If this is something you really want to do and you have no practical use for these points then you might as well join a forum where you can offer your points in exchange for someone with Amtrak (AGR) points for which they have no use. As I understand it you'll each book a ticket in the name of the other and then use currency to offset any discrepancy in relative value. That's not a service we maintain on this forum but there are other forums where such offers are allowed or even encouraged.


----------



## Jeff (Feb 24, 2015)

ok . i did some research and for anyone in the same boat I am here's a link to which programs (third party) you can use to convert from to Amtrak Guest rewards.

https://amtrakguestrewards.com/points/transfer

From the list from the Amtrak Website it still says you can use Hilton honors

here's the hilton honors website:

http://hhonors3.hilton.com/en/earn-use-points/travel/using/index.html


----------



## Jeff (Feb 24, 2015)

Also I just found another possibility - Choice Privilages. best of all Choice privilages could be used for hotel stays.

http://www.choicehotels.com/en/choice-privileges/gp/airlinerewards


----------



## Jeff (Feb 24, 2015)

This looks like the best way to go

you can trade 1,000 American advantage miles for 5,000 Choice Privilages.. points

http://www.choicehot.../airlinerewards

and then you can transfer 32,000 Choice privilages points for 5,000 Amtrak Guest rewards.

Transfer 32,000 Choice Privileges® points into 5,000 Amtrak Guest Rewards points.


----------



## Ispolkom (Feb 24, 2015)

As far as I can see the page you connected to allows you to exchange Choice Points for airline miles. I don't see where it says that you exchange miles for Choice Points.


----------



## neutralist (Feb 24, 2015)

Jeff said:


> So there's basically no legitimate way I can transfer AA miles to a third party and then the third party points over to guest rewards with one of amtrak's partners?

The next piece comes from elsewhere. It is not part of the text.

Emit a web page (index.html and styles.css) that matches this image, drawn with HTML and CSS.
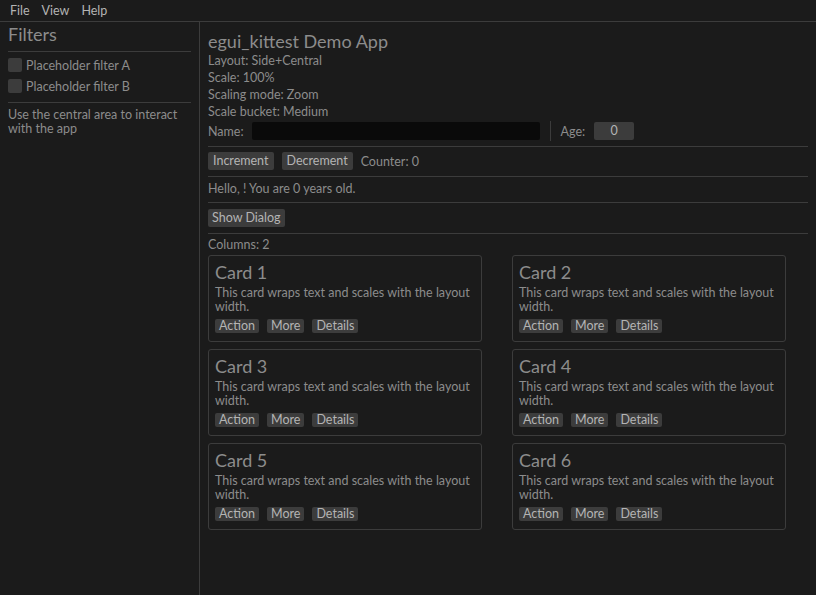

Go over to Flyertalk forums they have a trading section there.


----------



## PRR 60 (Feb 24, 2015)

neutralist said:


> Jeff said:
> 
> 
> > So there's basically no legitimate way I can transfer AA miles to a third party and then the third party points over to guest rewards with one of amtrak's partners?
> ...


The trading section at Flyertalk (Coupon Connection) is only open to established members (minimum membership duration of 180 days and at least 180 contributive prior posts). In addition, the Coupon Connection specifically prohibits trades involving AAdvantage.


----------